Ruth Laengner räumt ein, dass sowohl der Klimaschutzplaner, als auch die Berechnungen der Verwaltung relativ grob sind. Sie findet die Bilanz trotzdem hilfreich. Zum einen zeigen die Daten eine Tendenz auf. Zum anderen hat die Stadt das Ziel formuliert, Energie zu sparen, entsprechend müsse man das auch messbar machen. Ihr zufolge sei es besser, zu starten und einige Jahre lang zu messen, anstatt auf Perfektion zu warten. Ob die Verwaltung aber bei diesem Tool bleibt, hängt auch davon ab, ob es weiterhin kostenfrei angeboten wird. „Ich würde das sehr befürworten“, sagt Laengner.
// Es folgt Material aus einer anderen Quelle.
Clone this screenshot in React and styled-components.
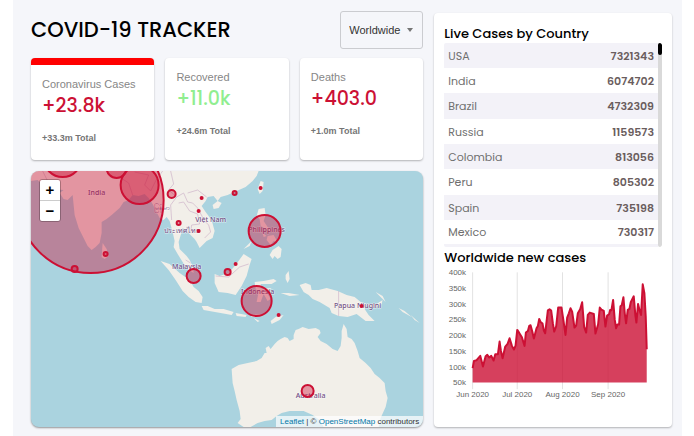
import React from "react";
import styled, { createGlobalStyle } from "styled-components";

const display = `Poppins, Inter, "Noto Sans", sans-serif`;
const body = `"Liberation Sans", Arial, sans-serif`;

const GlobalStyle = createGlobalStyle`
  * { box-sizing: border-box; }
  body { margin: 0; background: #fff; font-family: ${body}; }
`;

const Page = styled.main`
  display: grid;
  grid-template-columns: minmax(0, 1.65fr) minmax(0, 1fr);
  gap: 11px;
  min-height: 100vh;
  margin: 0 12px 0 13px;
  padding: 11px 10px 9px 18px;
  background: #f5f6fa;
`;

const Column = styled.div`
  display: flex;
  flex-direction: column;
`;

const Header = styled.header`
  display: flex;
  align-items: center;
  justify-content: space-between;
  height: 38px;
  margin-bottom: 9px;
`;

const Title = styled.h1`
  margin: 0;
  font: 500 21px/32px ${display};
  color: #000;
`;

const SelectBox = styled.div`
  display: grid;
  align-items: center;
  height: 38px;
  width: 83px;
`;

const RegionSelect = styled.select`
  grid-area: 1 / 1;
  appearance: none;
  width: 100%;
  height: 100%;
  padding: 0 8px;
  border: 1px solid #cbccd0;
  border-radius: 3px;
  background: transparent;
  font: 11px ${body};
  color: #333;
`;

const Caret = styled.svg`
  grid-area: 1 / 1;
  justify-self: end;
  margin-right: 9px;
  pointer-events: none;
`;

const Stats = styled.section`
  display: grid;
  grid-template-columns: repeat(3, minmax(0, 1fr));
  gap: 11px;
  margin-bottom: 11px;
`;

const Card = styled.article`
  background: #fff;
  border-radius: 4px;
  box-shadow: 0 1px 2px rgba(0, 0, 0, 0.28);
`;

const StatCard = styled(Card)`
  height: 102px;
  padding: 11px;
  border-top: ${(p) => (p.$active ? "7px solid red" : "0")};
`;

const StatLabel = styled.h2`
  margin: 0;
  font: 400 11px/16px ${body};
  white-space: nowrap;
  color: #868686;
`;

const StatValue = styled.p`
  margin: 0 0 12px;
  font: 500 19px/28px ${display};
  color: ${(p) => (p.$good ? "#90ee90" : "#cc1034")};
`;

const StatTotal = styled.p`
  margin: 0;
  font: 700 9px/12px ${body};
  color: #757575;
`;

const MapFrame = styled.section`
  position: relative;
  flex: 1;
  min-height: 256px;
  overflow: hidden;
  border-radius: 8px;
  background: #aad3df;
  box-shadow: 0 1px 2px rgba(0, 0, 0, 0.4);
`;

const MapDrawing = styled.svg`
  position: absolute;
  inset: 0;
  width: 100%;
  height: 100%;
`;

const PlaceName = styled.text`
  font: 500 7px "Noto Sans", "DejaVu Sans", sans-serif;
  text-anchor: middle;
  fill: #714f83;
  stroke: #fff;
  stroke-opacity: 0.6;
  stroke-width: 1px;
  paint-order: stroke;
`;

const ZoomControl = styled.div`
  position: absolute;
  top: 8px;
  left: 8px;
  display: flex;
  flex-direction: column;
  border: 1px solid rgba(0, 0, 0, 0.25);
  border-radius: 3px;
  overflow: hidden;
`;

const ZoomButton = styled.button`
  width: 20px;
  height: 20px;
  padding: 0;
  border: 0;
  background: #fff;
  font: 700 15px/20px ${body};
  color: #000;
  & + & {
    height: 21px;
    border-top: 1px solid #ccc;
  }
`;

const Attribution = styled.div`
  position: absolute;
  right: 0;
  bottom: 0;
  padding: 0 4px;
  background: rgba(255, 255, 255, 0.7);
  font: 8px/11px ${body};
  color: #333;
  white-space: nowrap;
`;

const MapLink = styled.a`
  color: #0078a8;
  text-decoration: none;
`;

const SidePanel = styled(Card)`
  margin-top: 2px;
  padding: 11px 10px;
`;

const PanelTitle = styled.h2`
  margin: 0;
  font: 500 13px/19px ${display};
  color: #000;
`;

const TableArea = styled.div`
  display: flex;
  margin-bottom: 1px;
  border-radius: 2px;
  overflow: hidden;
`;

const CountryTable = styled.table`
  flex: 1;
  border-collapse: collapse;
  border-bottom: 3px solid #f3f2f8;
  font: 400 11px/16px ${display};
  color: #6a5d5d;
`;

const CountryRow = styled.tr`
  height: 25px;
  &:nth-child(3n) { height: 26px; }
  &:nth-child(odd) { background: #f3f2f8; }
`;

const Country = styled.th`
  padding: 0 4px;
  font-weight: 400;
  text-align: left;
  color: #6f6f6f;
`;

const Count = styled.td`
  padding: 0 4px;
  font-weight: 600;
  text-align: right;
`;

const Track = styled.div`
  width: 4px;
  border-radius: 2px;
  background: #d9d9d9;
`;

const Thumb = styled.div`
  height: 12px;
  border-radius: 2px;
  background: #000;
`;

const Chart = styled.svg`
  display: block;
  width: 100%;
  height: auto;
`;

const AxisText = styled.text`
  font: 8px ${body};
  fill: #666;
  text-anchor: ${(p) => (p.$end ? "end" : "middle")};
`;

const stats = [
  { label: "Coronavirus Cases", value: "+23.8k", total: "+33.3m Total", active: true },
  { label: "Recovered", value: "+11.0k", total: "+24.6m Total", good: true },
  { label: "Deaths", value: "+403.0", total: "+1.0m Total" },
];

const countries = [
  ["USA", 7321343], ["India", 6074702], ["Brazil", 4732309], ["Russia", 1159573],
  ["Colombia", 813056], ["Peru", 805302], ["Spain", 735198], ["Mexico", 730317],
];

const land = [
  // Asia
  "M31 171V181L38 180 43 185 53 189 64 190 60 193 64 199 68 200 73 195 75 215 79 228 84 238 88 246 92 250 96 247 100 243 102 233 102 222 107 219 112 215 120 208 124 202 129 200 133 195 139 196 145 194 149 198 153 204 157 212 160 218 164 220 167 217 170 221 173 232 175 241 174 247 178 254 183 262 188 269 194 273 193 266 190 260 187 256 183 252 180 249 179 242 182 232 183 228 187 231 191 235 195 239 197 242 200 248 207 241 213 238 215 231 212 220 206 212 202 206 206 201 208 197 214 196 218 201 221 197 228 195 237 191 246 187 253 181 257 176 259 171Z",
  "M103 243L107 249 109 256 105 259 102 257Z",
  "M213 205L218 201 222 203 219 208 214 209Z",
  "M258 189L261 181 264 182 263 191 260 194Z",
  // Philippines
  "M259 209L265 208 266 215 264 221 268 227 272 230 270 232 265 228 261 226 260 219 257 216Z",
  "M268 236L274 235 278 242 274 241 271 245 267 240ZM273 250L279 246 282 249 281 257 278 259 275 256 273 259 270 255ZM244 249L252 241 250 246ZM263 233L267 236 264 237Z",
  // Borneo and Sulawesi
  "M215 274L220 276 229 273 236 265 244 254 252 259 250 265 247 276 242 286 236 295 228 293 219 292 215 283Z",
  "M255 282L264 281 274 279 277 281 272 284 261 284 262 289 272 288 267 292 271 299 268 301 264 294 261 302 257 302 259 292 256 289Z",
  // Sumatra, Java and the islands east
  "M161 261L170 264 180 273 190 280 194 287 199 291 203 297 202 303 196 302 189 297 183 291 176 280 169 270Z",
  "M202 306L208 306 215 309 224 309 234 312 232 315 221 313 204 310ZM236 313L247 315 246 317 237 316ZM251 315L262 314 264 316 252 317ZM271 321L276 317 284 315 280 320 272 324ZM254 318L260 321 258 322Z",
  "M286 275L289 271 290 279 288 283 286 279ZM281 293L289 293 300 295 290 296Z",
  // New Guinea
  "M300 285L306 283 311 285 312 290 319 290 327 288 338 291 347 295 355 297 361 302 367 304 365 309 369 315 375 321 366 321 357 314 348 317 339 316 332 313 330 308 320 302 313 299 309 295 304 292Z",
  "M368 304L377 304 383 300 382 304 375 308 368 306ZM376 292L383 296 386 302 382 298ZM391 303L397 307ZM399 308L405 311 412 317 403 312ZM411 315L420 323 415 320Z",
  // Australia
  "M232 369L239 365 248 363 257 361 262 358 265 353 267 353 266 348 269 346 271 349 275 344 278 341 281 339 285 337 288 338 290 341 294 339 294 335 296 330 299 329 303 327 309 329 316 328 320 330 321 333 318 337 321 341 327 344 333 349 338 351 341 346 342 338 342 331 344 324 347 329 348 337 352 339 355 343 358 351 360 358 366 363 371 368 375 374 380 378 385 383 386 391 388 398 386 407 381 418 379 427H324L320 420 313 415 304 411 290 411 282 413 277 416 272 420 265 421 258 423 251 427H244L238 423 241 419 240 411 237 400 235 391 233 383Z",
];

const borders = [
  "M43 171L48 181 55 185M125 171L123 179 129 183 133 195M135 172L149 175 145 185 151 191 156 181 163 171M171 171L174 184 169 190 177 197 171 205 172 220",
  "M177 197L184 193 188 202 193 203 198 208 205 221 209 225 211 232 205 238M179 203L184 202 190 211 198 214 200 224 192 225 191 233M188 193L198 190 207 197M216 276L229 277 240 267 249 264M339 291V316M186 260L191 263",
];

const places = [
  ["India", 97, 195], ["မြန်မာ", 162, 210], ["Việt Nam", 211, 222], ["ประเทศไทย", 182, 233],
  ["Philippines", 267, 232], ["Malaysia", 187, 269], ["Indonesia", 258, 294],
  ["Papua Niugini", 358, 308], ["Australia", 311, 398],
];

const outbreaks = [
  [91, 200, 73], [140, 185, 19], [63, 158, 19], [117, 168, 10], [106, 254, 2], [75, 269, 3],
  [172, 194, 4], [202, 198, 1], [199, 211, 1], [179, 223, 2], [199, 231, 1], [235, 193, 2],
  [261, 188, 1], [265, 231, 16], [194, 276, 7], [228, 272, 3], [236, 264, 1], [257, 301, 15],
  [279, 315, 1], [362, 306, 1], [308, 391, 6],
];

const trend =
  "128,370 132,348 140,346 151,333 159,365 167,334 172,330 178,338 184,333 191,347 196,328 204,328 209,290 213,318 218,340 226,305 233,297 239,280 246,303 252,314 257,302 262,255 268,264 276,277 284,303 288,263 294,258 298,243 302,241 307,259 312,281 320,250 324,243 328,222 332,231 338,236 342,257 346,265 354,196 359,193 364,197 369,235 373,260 379,244 385,188 395,188 401,228 407,270 412,218 417,205 422,190 427,200 434,248 439,242 444,205 451,193 457,172 463,246 469,263 474,210 480,203 492,207 497,266 505,238 510,188 515,194 522,198 527,245 532,212 538,208 541,195 545,196 550,165 555,225 559,250 563,239 568,239 572,184 576,181 581,157 585,205 589,235 594,195 599,192 603,172 612,154 617,212 620,233 625,177 629,194 634,210 639,118 644,145 648,215 651,313";

const yTicks = ["400k", "350k", "300k", "250k", "200k", "150k", "100k", "50k"];
const xTicks = [["Jun 2020", 128], ["Jul 2020", 262], ["Aug 2020", 398], ["Sep 2020", 535]];

function WorldMap() {
  return (
    <MapFrame aria-label="Map of cases">
      <MapDrawing viewBox="31 171 393 256" preserveAspectRatio="xMidYMid slice">
        <g fill="#f2efe9">
          {land.map((d) => <path key={d} d={d} />)}
        </g>
        <g fill="none" stroke="#ceb5ca" strokeWidth="0.7">
          {borders.map((d) => <path key={d} d={d} />)}
        </g>
        {places.map(([name, x, y]) => <PlaceName key={name} x={x} y={y}>{name}</PlaceName>)}
        <g fill="#cc1034" fillOpacity="0.4" stroke="#cc1034" strokeWidth="2">
          {outbreaks.map(([x, y, r]) => <circle key={`${x}-${y}`} cx={x} cy={y} r={r} />)}
        </g>
      </MapDrawing>
      <ZoomControl>
        <ZoomButton aria-label="Zoom in">+</ZoomButton>
        <ZoomButton aria-label="Zoom out">−</ZoomButton>
      </ZoomControl>
      <Attribution>
        <MapLink href="https://leafletjs.com">Leaflet</MapLink> | ©{" "}
        <MapLink href="https://www.openstreetmap.org/copyright">OpenStreetMap</MapLink> contributors
      </Attribution>
    </MapFrame>
  );
}

function CasesChart() {
  return (
    <Chart viewBox="0 0 218 134" role="img" aria-label="Worldwide new cases">
      {yTicks.map((t, i) => <AxisText key={t} $end x="22" y={8 + i * 15.8}>{t}</AxisText>)}
      {xTicks.map(([t, x]) => <AxisText key={t} x={x / 3 - 14} y="130">{t}</AxisText>)}
      <g transform="translate(-14 -22) scale(0.3333)">
        <g stroke="#e2e2e2" strokeWidth="3">
          {xTicks.map(([t, x]) => <path key={t} d={`M${x} 82V433`} />)}
        </g>
        <polygon points={`128,413 ${trend} 651,413`} fill="#cc1034" fillOpacity="0.8" />
        <polyline points={trend} fill="none" stroke="#cc1034" strokeWidth="6" strokeLinejoin="round" />
      </g>
    </Chart>
  );
}

export default function App() {
  return (
    <>
      <GlobalStyle />
      <Page>
        <Column>
          <Header>
            <Title>COVID-19 TRACKER</Title>
            <SelectBox>
              <RegionSelect aria-label="Region" defaultValue="worldwide">
                <option value="worldwide">Worldwide</option>
              </RegionSelect>
              <Caret width="8" height="4" viewBox="0 0 8 4" aria-hidden="true">
                <path d="M1 0H7L4 4Z" fill="#757575" />
              </Caret>
            </SelectBox>
          </Header>
          <Stats>
            {stats.map((s) => (
              <StatCard key={s.label} $active={s.active}>
                <StatLabel>{s.label}</StatLabel>
                <StatValue $good={s.good}>{s.value}</StatValue>
                <StatTotal>{s.total}</StatTotal>
              </StatCard>
            ))}
          </Stats>
          <WorldMap />
        </Column>
        <SidePanel as="aside">
          <PanelTitle>Live Cases by Country</PanelTitle>
          <TableArea>
            <CountryTable>
              <tbody>
                {countries.map(([name, count]) => (
                  <CountryRow key={name}>
                    <Country scope="row">{name}</Country>
                    <Count>{count}</Count>
                  </CountryRow>
                ))}
              </tbody>
            </CountryTable>
            <Track><Thumb /></Track>
          </TableArea>
          <PanelTitle>Worldwide new cases</PanelTitle>
          <CasesChart />
        </SidePanel>
      </Page>
    </>
  );
}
Es sei ein Mehrwert für die Verwaltung, das nicht alles selbst auf Emissionsfaktoren herunterrechnen zu müssen.
Zur CO₂-Bilanz der Stadt Bergheim
Im Jahr 2021 gibt die Kreisstadt einen Verbrauch von 359.531,44 Tonnen CO₂-Äquivalente an. 126.224,16 Tonnen davon entfallen auf den Verkehr, 161.773,53 Tonnen auf private Haushalte, 39.364,77 Tonnen auf die Industrie, 25884,88 Tonnen auf Gewerbe, Handel und Dienstleistungen und 6284,1 Tonnen auf kommunale Einrichtungen.